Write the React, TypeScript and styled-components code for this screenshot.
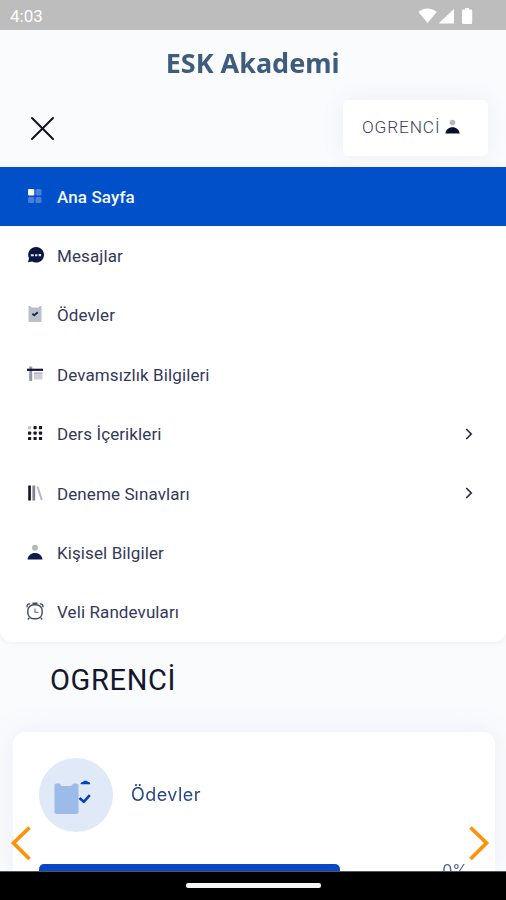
import React from "react";
import styled, { createGlobalStyle } from "styled-components";

const GlobalStyle = createGlobalStyle`
  * { box-sizing: border-box; }
  body { margin: 0; background: #fafbfd; font-family: Roboto, sans-serif; }
`;

const Screen = styled.div`
  position: relative;
  width: 506px;
  height: 900px;
  overflow: hidden;
  display: flex;
  flex-direction: column;
  background: #fafbfd;
`;

const StatusBar = styled.header`
  flex: 0 0 30px;
  display: flex;
  align-items: center;
  justify-content: space-between;
  padding: 2px 33px 0 10px;
  background: #bdbdbd;
  color: #fff;
  font-size: 17px;
`;

const Brand = styled.div`
  flex: 0 0 66px;
  display: flex;
  align-items: center;
  justify-content: center;
`;

const BrandName = styled.span`
  display: inline-block;
  white-space: nowrap;
  transform: scaleX(0.98);
  font: 700 27.5px/1 "Noto Sans", sans-serif;
  color: #3f5c7c;
`;

const Toolbar = styled.div`
  flex: 0 0 70.5px;
  display: flex;
  align-items: flex-start;
  justify-content: space-between;
  padding: 4px 18px 0 30px;
`;

const CloseButton = styled.button`
  display: flex;
  margin: 16px 0 0;
  padding: 0;
  border: 0;
  background: none;
`;

const UserButton = styled.button`
  display: flex;
  align-items: center;
  width: 145px;
  height: 56px;
  padding: 0 0 0 19px;
  border: 0;
  border-radius: 5px;
  background: #fff;
  box-shadow: 0 0 24px rgba(60, 70, 110, 0.07);
  color: #3c3f58;
  font: 300 17.3px/1 Roboto, sans-serif;
  letter-spacing: 0.85px;
  svg { margin: -4px 0 0 4px; }
`;

const Menu = styled.nav`
  position: relative;
  flex: 0 0 475px;
  display: flex;
  flex-direction: column;
  background: #fff;
  border-radius: 0 0 12px 12px;
  box-shadow: 0 1px 5px rgba(40, 50, 80, 0.06);
`;

const MenuItem = styled.a<{ $active?: boolean }>`
  flex: 0 0 59.375px;
  display: flex;
  align-items: center;
  padding: 1px 29px 0 26px;
  background: ${(p) => (p.$active ? "#0050ca" : "transparent")};
  color: ${(p) => (p.$active ? "#f2f6ff" : "#33395a")};
  font-size: 17px;
  font-weight: ${(p) => (p.$active ? 500 : 400)};
  letter-spacing: 0.1px;
  > svg:first-child { margin-right: 13px; margin-top: -2px; flex: none; }
  > svg:last-child { margin-left: auto; margin-top: -1px; }
`;

const Heading = styled.h1`
  flex: 0 0 90.5px;
  margin: 0;
  padding: 21px 0 0 50px;
  color: #15152e;
  font: 400 29px/34px Roboto, sans-serif;
  letter-spacing: 0.65px;
`;

const CardShadow = styled.div`
  flex: 0 0 139px;
  min-height: 0;
  filter: drop-shadow(0 0 14px rgba(50, 60, 100, 0.07));
`;

const Card = styled.section`
  height: 139px;
  margin: 0 11px 0 13px;
  padding: 26px 27px 0 26px;
  overflow: hidden;
  border-radius: 12px 12px 0 0;
  background: #fff;
`;

const CardHead = styled.div`
  display: flex;
  align-items: center;
  gap: 18px;
  height: 74px;
  color: #29488c;
  font: 400 18px/1 Inter, sans-serif;
  letter-spacing: 0.45px;
`;

const IconDisc = styled.div`
  width: 74px;
  height: 74px;
  border-radius: 50%;
  background: #e0e9f8;
`;

const Progress = styled.div`
  display: flex;
  justify-content: space-between;
  align-items: flex-start;
  margin-top: 29px;
  color: #53648f;
  font: 400 16px/18px Inter, sans-serif;
`;

const ProgressFill = styled.div`
  width: 301px;
  height: 12px;
  margin-top: 3px;
  border-radius: 5px;
  background: #0848c6;
`;

const NavBar = styled.footer`
  position: relative;
  flex: 1 0 29px;
  display: flex;
  justify-content: center;
  padding-top: 11px;
  border-top: 1px solid #555;
  background: #000;
`;

const HomePill = styled.div`
  width: 135px;
  height: 5px;
  border-radius: 2px;
  background: #f4f4f4;
`;

const Arrow = styled.button<{ $side: "left" | "right" }>`
  position: absolute;
  top: 824px;
  ${(p) => (p.$side === "left" ? "left: 9px" : "right: 15px")};
  display: flex;
  padding: 0;
  border: 0;
  background: none;
`;

const navy = "#101b4d";

const UserIcon = ({ dark = navy, size = 18 }: { dark?: string; size?: number }) => (
  <svg width={size} height={size} viewBox="0 0 18 18">
    <circle cx="9" cy="4.8" r="3" fill="#b6b8c0" />
    <path d="M1.500 16.500C2 12.300 5 9.900 9 9.900s7 2.400 7.500 6.600z" fill={dark} />
  </svg>
);

const HomeIcon = () => (
  <svg width="18" height="18" viewBox="0 0 18 18">
    <rect x="2" y="2" width="6.3" height="6.5" rx="1" fill="#fff" />
    <rect x="9.5" y="2" width="6" height="6.5" rx="1.5" fill="#4a80dc" />
    <rect x="2" y="10" width="6.3" height="6" rx="1.5" fill="#4a80dc" />
    <rect x="9.5" y="10" width="6" height="6" rx="1.5" fill="#4a80dc" />
  </svg>
);

const MessageIcon = () => (
  <svg width="18" height="18" viewBox="0 0 18 18">
    <path d="M10 1a7.8 7.8 0 1 1-3.8 14.5L2 16.3l1-4A7.8 7.8 0 0 1 10 1z" fill="#0d1640" />
    <path d="M4.8 8.2h3v2h-3zM9 8.2h2.3v2H9zM12.6 8h2.5v2.2h-2.5z" fill="#dfe2f0" />
  </svg>
);

const TaskIcon = () => (
  <svg width="18" height="18" viewBox="0 0 18 18">
    <path d="M2.5 1h2l1 1.5h7L13.5 1h2v16h-13z" fill="#b9c0cc" />
    <path d="m6.3 8.8 2 1.5 3.5-3" fill="none" stroke="#20294e" strokeWidth="1.9" />
  </svg>
);

const AbsenceIcon = () => (
  <svg width="18" height="18" viewBox="0 0 18 18">
    <path d="M3.2 1.5h3V16h-3z" fill="#9698a8" />
    <path d="M8 8h8.5v6.5H8z" fill="#cfd0d8" />
    <path d="M8 8h8.5" stroke="#9b9dab" />
    <path d="M1 4.8h16" stroke="#101334" strokeWidth="2.2" />
  </svg>
);

const GridIcon = () => (
  <svg width="18" height="18" viewBox="0 0 18 18">
    {[3.5, 9, 14.4].map((y) =>
      [3.5, 9, 14.4].map((x) => (
        <rect
          key={`${x}-${y}`}
          x={x - 1.5}
          y={y - 1.5}
          width="3.2"
          height="3.2"
          rx=".7"
          fill={x === 3.5 && y === 3.5 ? "#c4c4cc" : "#15152b"}
        />
      ))
    )}
  </svg>
);

const BooksIcon = () => (
  <svg width="18" height="18" viewBox="0 0 18 18">
    <path d="M2.2 1.5h2.7v15H2.2z" fill="#15162a" />
    <path d="M6.4 1.5h2.8v15H6.4z" fill="#82838f" />
    <path d="m11.5 2.500 4.300 13.500" stroke="#b7b9c2" strokeWidth="2" />
  </svg>
);

const ClockIcon = () => (
  <svg width="18" height="20" viewBox="0 0 18 20" fill="none" stroke="#424961" strokeWidth="1.4">
    <rect x="1.800" y="3.800" width="14.400" height="14" rx="6" />
    <path d="M1.300 6.200c-.8-2 .6-3.900 2.800-3.200M16.700 6.200c.8-2-.6-3.900-2.800-3.200M6.500 2.300h5M9 1.500v2M3.200 16.900l-1.500 1.500M14.800 16.900l1.500 1.500" />
    <path d="M9 7.500v3.900h3.400" strokeWidth="1.2" stroke="#777d90" />
  </svg>
);

const Chevron = () => (
  <svg width="16" height="16" viewBox="0 0 16 16">
    <path d="m5.2 3 5 5-5 5" fill="none" stroke="#2a2b3c" strokeWidth="1.7" />
  </svg>
);

const StatusIcons = () => (
  <svg width="55" height="20" viewBox="418 5 55 20" fill="#fff">
    <path d="M418.500 11c2.600-2.300 5.600-3.500 9-3.500s6.600 1.200 9.200 3.500L427.600 22z" />
    <path d="M454 8v14.500h-15.500z" />
    <path d="M465 7h4v1.500h1.800c.9 0 1.400.6 1.400 1.400V21.500c0 .9-.5 1.500-1.400 1.500h-7.400c-.9 0-1.400-.6-1.400-1.500V9.900c0-.8.5-1.400 1.400-1.400H465z" />
  </svg>
);

const CardIcon = () => (
  <svg width="74" height="74" viewBox="0 0 74 74">
    <path
      d="M17.500 25.500h3l2 2.500h9.500l2.500-2.500h3c1.200 0 2 .8 2 2v26.500c0 1.300-.8 2-2 2h-20c-1.300 0-2-.7-2-2V27.500c0-1.200.7-2 2-2z"
      fill="#9cbbe8"
    />
    <path d="M41.500 26.300c0-1.700 1-2.300 2.600-2.300.2-1.800 4.600-1.800 4.800 0 1.600 0 2.300.6 2.300 2.300z" fill="#0a3fc0" />
    <path d="m40.500 40 4.300 3.800 6-6.600" fill="none" stroke="#0a3fc0" strokeWidth="2.600" strokeLinejoin="round" />
  </svg>
);

const items = [
  { label: "Ana Sayfa", icon: <HomeIcon />, active: true },
  { label: "Mesajlar", icon: <MessageIcon /> },
  { label: "Ödevler", icon: <TaskIcon /> },
  { label: "Devamsızlık Bilgileri", icon: <AbsenceIcon /> },
  { label: "Ders İçerikleri", icon: <GridIcon />, expandable: true },
  { label: "Deneme Sınavları", icon: <BooksIcon />, expandable: true },
  { label: "Kişisel Bilgiler", icon: <UserIcon /> },
  { label: "Veli Randevuları", icon: <ClockIcon /> },
];

export default function App() {
  return (
    <>
      <GlobalStyle />
      <Screen>
        <StatusBar>
          <span>4:03</span>
          <StatusIcons />
        </StatusBar>
        <Brand>
          <BrandName>ESK Akademi</BrandName>
        </Brand>
        <Toolbar>
          <CloseButton aria-label="Kapat">
            <svg width="25" height="25" viewBox="0 0 25 25">
              <path d="m2 2 21 21M23 2 2 23" stroke="#11111f" strokeWidth="2" strokeLinecap="round" />
            </svg>
          </CloseButton>
          <UserButton>
            OGRENCİ <UserIcon dark="#0a0e2b" size={17} />
          </UserButton>
        </Toolbar>
        <Menu>
          {items.map((item) => (
            <MenuItem key={item.label} $active={item.active}>
              {item.icon}
              <span>{item.label}</span>
              {item.expandable && <Chevron />}
            </MenuItem>
          ))}
        </Menu>
        <Heading>OGRENCİ</Heading>
        <CardShadow>
          <Card>
            <CardHead>
              <IconDisc>
                <CardIcon />
              </IconDisc>
              <span>Ödevler</span>
            </CardHead>
            <Progress>
              <ProgressFill />
              <span>0%</span>
            </Progress>
          </Card>
        </CardShadow>
        <NavBar>
          <HomePill />
        </NavBar>
        <Arrow $side="left" aria-label="Önceki">
          <svg width="24" height="38" viewBox="0 0 24 38">
            <path d="M20.500 3.500 4.500 19l16 16" fill="none" stroke="#ff920a" strokeWidth="3.800" />
          </svg>
        </Arrow>
        <Arrow $side="right" aria-label="Sonraki">
          <svg width="24" height="38" viewBox="0 0 24 38">
            <path d="m3.500 3.500 16 15.500-16 16" fill="none" stroke="#ff920a" strokeWidth="3.800" />
          </svg>
        </Arrow>
      </Screen>
    </>
  );
}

################

*Exercise goal:*
Work through the data and report how many of its lines hold the word "components", giving only the figure.

*Response:*
2